Le secteur de la construction serait donc porteur d'opportunités selon le spécialiste du consortium sur la climatologie régionale Ouranos, David Huard. Selon lui, l'adaptation des matériaux, des méthodes de construction et des procédés de planification des infrastructures s'inscrirait parfaitement dans une volonté de transition vers une économie verte.
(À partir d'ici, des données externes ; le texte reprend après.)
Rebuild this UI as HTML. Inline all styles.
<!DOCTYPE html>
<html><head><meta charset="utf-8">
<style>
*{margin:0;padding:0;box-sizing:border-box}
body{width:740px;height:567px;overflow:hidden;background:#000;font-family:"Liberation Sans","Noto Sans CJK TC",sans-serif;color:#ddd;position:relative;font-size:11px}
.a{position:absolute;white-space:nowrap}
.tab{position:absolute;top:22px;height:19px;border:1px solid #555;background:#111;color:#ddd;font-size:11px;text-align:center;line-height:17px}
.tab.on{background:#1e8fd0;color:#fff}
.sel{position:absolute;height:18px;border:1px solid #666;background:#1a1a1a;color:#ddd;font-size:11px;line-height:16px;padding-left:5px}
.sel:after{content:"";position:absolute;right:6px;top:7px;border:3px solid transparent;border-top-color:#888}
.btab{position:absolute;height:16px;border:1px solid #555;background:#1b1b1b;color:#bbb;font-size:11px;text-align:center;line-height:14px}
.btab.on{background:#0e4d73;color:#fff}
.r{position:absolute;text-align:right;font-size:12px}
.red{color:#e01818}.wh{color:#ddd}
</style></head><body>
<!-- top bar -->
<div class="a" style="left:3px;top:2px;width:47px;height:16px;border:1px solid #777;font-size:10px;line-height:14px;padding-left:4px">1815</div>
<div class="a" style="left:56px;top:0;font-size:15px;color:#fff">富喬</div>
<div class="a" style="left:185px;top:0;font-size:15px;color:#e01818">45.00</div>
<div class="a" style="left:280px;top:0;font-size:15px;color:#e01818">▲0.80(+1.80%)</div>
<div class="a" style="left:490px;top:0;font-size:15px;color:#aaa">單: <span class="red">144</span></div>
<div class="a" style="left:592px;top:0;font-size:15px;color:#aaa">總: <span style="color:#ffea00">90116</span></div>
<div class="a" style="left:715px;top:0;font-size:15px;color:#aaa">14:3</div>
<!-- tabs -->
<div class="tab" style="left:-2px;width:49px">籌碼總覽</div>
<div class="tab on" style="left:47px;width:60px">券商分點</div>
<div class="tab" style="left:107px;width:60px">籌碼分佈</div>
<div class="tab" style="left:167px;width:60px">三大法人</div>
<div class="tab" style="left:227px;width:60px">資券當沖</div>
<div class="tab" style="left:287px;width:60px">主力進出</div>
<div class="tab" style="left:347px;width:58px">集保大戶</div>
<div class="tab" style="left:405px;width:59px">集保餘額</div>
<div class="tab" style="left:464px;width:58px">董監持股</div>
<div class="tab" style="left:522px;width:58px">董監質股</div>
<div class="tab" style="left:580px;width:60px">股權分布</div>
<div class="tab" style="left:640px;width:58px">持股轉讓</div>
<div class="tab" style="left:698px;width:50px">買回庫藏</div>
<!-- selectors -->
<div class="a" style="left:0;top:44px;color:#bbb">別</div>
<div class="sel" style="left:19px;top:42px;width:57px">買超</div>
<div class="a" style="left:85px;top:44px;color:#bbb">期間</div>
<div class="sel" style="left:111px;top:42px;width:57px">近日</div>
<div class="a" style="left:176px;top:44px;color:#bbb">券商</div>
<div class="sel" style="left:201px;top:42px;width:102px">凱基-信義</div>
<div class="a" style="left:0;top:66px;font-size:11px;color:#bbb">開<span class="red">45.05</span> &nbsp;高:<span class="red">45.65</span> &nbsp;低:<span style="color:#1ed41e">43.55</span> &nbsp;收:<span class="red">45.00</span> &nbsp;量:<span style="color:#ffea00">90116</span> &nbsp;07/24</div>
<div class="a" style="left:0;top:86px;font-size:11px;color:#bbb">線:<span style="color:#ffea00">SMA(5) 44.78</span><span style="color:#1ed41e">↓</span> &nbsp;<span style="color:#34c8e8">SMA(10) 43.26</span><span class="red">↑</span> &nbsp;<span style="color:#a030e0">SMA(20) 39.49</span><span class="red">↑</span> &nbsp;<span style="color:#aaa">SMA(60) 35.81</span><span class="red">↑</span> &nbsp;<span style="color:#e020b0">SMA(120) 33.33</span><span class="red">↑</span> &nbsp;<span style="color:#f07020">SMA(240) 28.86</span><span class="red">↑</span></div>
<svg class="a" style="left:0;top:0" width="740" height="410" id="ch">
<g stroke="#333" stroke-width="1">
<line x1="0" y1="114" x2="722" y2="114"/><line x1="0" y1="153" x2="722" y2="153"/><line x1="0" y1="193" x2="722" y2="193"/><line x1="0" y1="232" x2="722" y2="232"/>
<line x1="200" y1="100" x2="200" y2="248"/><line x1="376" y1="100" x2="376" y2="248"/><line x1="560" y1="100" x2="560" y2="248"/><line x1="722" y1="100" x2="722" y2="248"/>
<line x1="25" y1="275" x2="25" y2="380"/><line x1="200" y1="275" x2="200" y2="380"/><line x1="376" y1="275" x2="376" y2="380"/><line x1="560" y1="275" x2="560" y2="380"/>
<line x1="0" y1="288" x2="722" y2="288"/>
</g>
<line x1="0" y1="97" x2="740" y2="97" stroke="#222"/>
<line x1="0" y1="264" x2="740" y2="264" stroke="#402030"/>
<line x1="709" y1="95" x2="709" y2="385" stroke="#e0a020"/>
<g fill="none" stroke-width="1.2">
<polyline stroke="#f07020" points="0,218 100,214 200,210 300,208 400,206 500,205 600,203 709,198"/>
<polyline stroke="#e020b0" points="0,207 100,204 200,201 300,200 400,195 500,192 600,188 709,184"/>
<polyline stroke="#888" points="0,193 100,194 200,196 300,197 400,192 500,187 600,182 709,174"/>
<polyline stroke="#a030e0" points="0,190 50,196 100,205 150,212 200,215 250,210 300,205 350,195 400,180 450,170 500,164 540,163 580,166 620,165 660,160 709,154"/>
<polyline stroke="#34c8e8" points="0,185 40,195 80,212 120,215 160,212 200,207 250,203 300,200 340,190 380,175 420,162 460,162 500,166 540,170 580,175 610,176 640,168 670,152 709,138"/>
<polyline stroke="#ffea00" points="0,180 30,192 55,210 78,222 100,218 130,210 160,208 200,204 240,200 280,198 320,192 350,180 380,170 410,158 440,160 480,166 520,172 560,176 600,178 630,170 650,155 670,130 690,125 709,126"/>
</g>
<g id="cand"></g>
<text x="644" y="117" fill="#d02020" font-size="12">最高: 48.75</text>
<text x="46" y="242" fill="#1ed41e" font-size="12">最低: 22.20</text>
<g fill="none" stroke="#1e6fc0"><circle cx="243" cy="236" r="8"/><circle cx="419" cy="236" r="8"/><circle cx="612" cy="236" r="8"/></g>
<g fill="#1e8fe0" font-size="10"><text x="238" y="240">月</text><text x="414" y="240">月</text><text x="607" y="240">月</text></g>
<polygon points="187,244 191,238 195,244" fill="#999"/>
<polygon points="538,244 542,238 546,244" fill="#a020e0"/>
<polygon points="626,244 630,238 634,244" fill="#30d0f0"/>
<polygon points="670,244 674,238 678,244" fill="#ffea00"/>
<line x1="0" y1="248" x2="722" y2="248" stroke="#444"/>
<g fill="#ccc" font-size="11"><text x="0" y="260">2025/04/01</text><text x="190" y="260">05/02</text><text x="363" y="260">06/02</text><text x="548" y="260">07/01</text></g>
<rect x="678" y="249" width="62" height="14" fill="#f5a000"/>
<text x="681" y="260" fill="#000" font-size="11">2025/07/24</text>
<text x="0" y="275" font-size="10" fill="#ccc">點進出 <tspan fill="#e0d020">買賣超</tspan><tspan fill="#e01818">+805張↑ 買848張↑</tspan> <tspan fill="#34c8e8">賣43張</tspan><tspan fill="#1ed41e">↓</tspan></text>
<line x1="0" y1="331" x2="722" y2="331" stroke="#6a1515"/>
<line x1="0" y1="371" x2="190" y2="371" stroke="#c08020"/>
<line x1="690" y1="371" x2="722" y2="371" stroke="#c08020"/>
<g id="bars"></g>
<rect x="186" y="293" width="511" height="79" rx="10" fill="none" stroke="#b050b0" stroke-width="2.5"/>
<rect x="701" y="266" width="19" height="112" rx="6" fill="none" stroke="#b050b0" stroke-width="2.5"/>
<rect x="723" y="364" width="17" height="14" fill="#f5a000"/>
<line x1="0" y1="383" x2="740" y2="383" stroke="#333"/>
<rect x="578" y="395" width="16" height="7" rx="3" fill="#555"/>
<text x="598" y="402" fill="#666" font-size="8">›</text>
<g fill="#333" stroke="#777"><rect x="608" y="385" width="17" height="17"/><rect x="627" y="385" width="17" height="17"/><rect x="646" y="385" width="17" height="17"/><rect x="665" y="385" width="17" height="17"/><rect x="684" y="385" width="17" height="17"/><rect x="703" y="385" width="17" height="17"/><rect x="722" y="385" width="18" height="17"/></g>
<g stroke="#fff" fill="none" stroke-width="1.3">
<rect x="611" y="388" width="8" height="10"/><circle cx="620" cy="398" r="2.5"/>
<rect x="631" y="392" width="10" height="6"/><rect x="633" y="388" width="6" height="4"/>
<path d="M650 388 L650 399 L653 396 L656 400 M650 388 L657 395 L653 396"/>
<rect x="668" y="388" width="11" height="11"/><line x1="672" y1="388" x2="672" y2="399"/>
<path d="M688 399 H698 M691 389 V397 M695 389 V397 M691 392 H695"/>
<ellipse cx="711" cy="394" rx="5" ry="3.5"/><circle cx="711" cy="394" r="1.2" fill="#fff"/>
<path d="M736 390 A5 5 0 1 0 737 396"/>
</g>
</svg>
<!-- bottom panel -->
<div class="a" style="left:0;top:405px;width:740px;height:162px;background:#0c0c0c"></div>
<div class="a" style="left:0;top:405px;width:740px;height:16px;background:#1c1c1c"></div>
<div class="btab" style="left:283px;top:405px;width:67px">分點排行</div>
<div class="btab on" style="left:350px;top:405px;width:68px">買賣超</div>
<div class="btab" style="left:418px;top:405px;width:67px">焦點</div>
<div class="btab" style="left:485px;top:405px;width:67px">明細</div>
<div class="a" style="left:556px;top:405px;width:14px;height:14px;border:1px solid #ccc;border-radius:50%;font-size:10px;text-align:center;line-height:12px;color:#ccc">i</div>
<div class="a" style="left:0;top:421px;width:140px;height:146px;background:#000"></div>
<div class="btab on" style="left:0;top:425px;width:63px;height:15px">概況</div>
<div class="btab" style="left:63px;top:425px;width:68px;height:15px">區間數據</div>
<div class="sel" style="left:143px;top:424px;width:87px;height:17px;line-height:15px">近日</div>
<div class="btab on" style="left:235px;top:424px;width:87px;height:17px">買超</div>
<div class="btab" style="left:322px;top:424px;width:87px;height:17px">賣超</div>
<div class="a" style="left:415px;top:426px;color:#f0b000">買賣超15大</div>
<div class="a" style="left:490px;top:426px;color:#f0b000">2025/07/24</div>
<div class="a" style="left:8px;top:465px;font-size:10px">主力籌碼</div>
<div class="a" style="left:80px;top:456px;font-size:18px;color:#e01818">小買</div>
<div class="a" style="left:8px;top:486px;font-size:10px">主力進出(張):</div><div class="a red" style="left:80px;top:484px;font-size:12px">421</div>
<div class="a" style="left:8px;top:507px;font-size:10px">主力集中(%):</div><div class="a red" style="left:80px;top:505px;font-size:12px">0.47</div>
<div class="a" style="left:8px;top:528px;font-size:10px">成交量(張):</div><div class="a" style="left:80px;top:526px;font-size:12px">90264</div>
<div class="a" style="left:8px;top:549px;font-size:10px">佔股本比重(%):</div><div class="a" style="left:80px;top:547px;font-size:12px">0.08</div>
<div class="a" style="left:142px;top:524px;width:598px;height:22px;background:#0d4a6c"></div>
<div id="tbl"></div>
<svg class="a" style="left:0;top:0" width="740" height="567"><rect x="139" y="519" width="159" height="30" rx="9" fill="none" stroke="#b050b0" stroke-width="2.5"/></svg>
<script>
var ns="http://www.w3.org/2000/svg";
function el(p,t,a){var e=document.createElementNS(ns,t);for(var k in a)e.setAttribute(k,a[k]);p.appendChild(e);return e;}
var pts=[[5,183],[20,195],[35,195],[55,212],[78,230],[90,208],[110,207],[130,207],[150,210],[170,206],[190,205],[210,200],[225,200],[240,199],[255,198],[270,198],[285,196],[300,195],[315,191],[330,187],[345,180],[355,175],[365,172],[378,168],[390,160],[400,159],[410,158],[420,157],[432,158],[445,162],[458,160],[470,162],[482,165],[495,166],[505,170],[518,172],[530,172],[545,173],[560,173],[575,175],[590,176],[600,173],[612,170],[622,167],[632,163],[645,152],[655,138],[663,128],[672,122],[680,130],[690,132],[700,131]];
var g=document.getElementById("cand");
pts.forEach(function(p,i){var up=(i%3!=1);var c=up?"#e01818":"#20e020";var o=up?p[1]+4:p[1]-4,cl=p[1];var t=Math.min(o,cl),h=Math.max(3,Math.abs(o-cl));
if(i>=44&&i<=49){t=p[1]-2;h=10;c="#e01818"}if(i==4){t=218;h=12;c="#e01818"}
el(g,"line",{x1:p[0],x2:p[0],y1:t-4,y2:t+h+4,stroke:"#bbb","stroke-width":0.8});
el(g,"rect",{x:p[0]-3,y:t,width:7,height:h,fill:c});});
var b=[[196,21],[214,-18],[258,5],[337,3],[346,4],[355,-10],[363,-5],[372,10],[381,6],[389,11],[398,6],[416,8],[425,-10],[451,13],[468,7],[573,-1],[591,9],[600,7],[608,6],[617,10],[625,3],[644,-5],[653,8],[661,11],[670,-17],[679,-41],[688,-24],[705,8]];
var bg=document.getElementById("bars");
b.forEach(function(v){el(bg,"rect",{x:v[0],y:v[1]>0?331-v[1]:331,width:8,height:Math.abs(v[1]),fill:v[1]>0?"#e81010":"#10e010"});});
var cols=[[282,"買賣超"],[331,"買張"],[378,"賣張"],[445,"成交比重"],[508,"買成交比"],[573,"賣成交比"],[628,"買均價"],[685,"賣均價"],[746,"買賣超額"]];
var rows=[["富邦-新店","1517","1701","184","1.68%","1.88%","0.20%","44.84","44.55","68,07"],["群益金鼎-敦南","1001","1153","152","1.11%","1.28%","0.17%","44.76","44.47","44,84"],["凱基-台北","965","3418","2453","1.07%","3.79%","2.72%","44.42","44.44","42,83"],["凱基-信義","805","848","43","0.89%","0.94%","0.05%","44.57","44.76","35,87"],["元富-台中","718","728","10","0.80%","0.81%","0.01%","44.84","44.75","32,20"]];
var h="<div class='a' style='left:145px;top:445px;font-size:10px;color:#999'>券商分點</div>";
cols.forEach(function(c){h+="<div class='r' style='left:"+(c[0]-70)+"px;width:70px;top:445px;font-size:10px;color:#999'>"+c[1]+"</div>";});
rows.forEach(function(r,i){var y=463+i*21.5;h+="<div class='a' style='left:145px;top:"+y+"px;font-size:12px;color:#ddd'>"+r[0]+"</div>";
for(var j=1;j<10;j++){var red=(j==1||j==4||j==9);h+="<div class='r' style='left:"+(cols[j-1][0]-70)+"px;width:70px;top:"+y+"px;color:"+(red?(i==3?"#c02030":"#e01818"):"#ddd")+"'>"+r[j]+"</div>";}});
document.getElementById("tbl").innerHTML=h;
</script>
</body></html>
Pour sa part, Catherine Potvin voit également de bonnes opportunités de réduction d'émissions de GES du côté du transport. Favoriser le transport actif et électrifier le transport public constitueraient selon elle un pas de plus vers une économie propre et responsable.

Un optimisme partagé

« On a de grands défis devant nous, mais il y a aussi beaucoup d'optimisme à avoir », a lancé à la salle le professeur du Département des sciences de la décision de HEC Montréal, Pierre-Olivier Pineau.

Ce dernier a souligné que le Québec est la province canadienne qui émet le moins de GES par habitant avec une moyenne de 9,6 tonnes émises par année. En Saskatchewan et en Alberta, les émissions sont respectivement de 65,1 et 64,5 tonnes de GES par habitant par année.

M. Pineau a toutefois rappelé que, malgré son statut de premier de classe au Canada, le Québec consomme significativement plus d'énergie que la Norvège et la Suède, deux pays qui ont des climats et des conditions économiques assez similaires à ceux du Québec. Ce dernier y voit la preuve qu'il est possible de s'enrichir davantage en consommant moins.

Enfin, Mme Potvin a souligné que l'expertise du Québec pourrait trouver des débouchés à l'étranger vu le mouvement de décarbonisation qui gagne petit à petit les pays du monde entier. Selon elle, le Québec possède toutes les qualités pour devenir un leader mondial en la matière en aidant des pays dotés d'une main-d'oeuvre moins qualifiée à transiter vers une économie verte.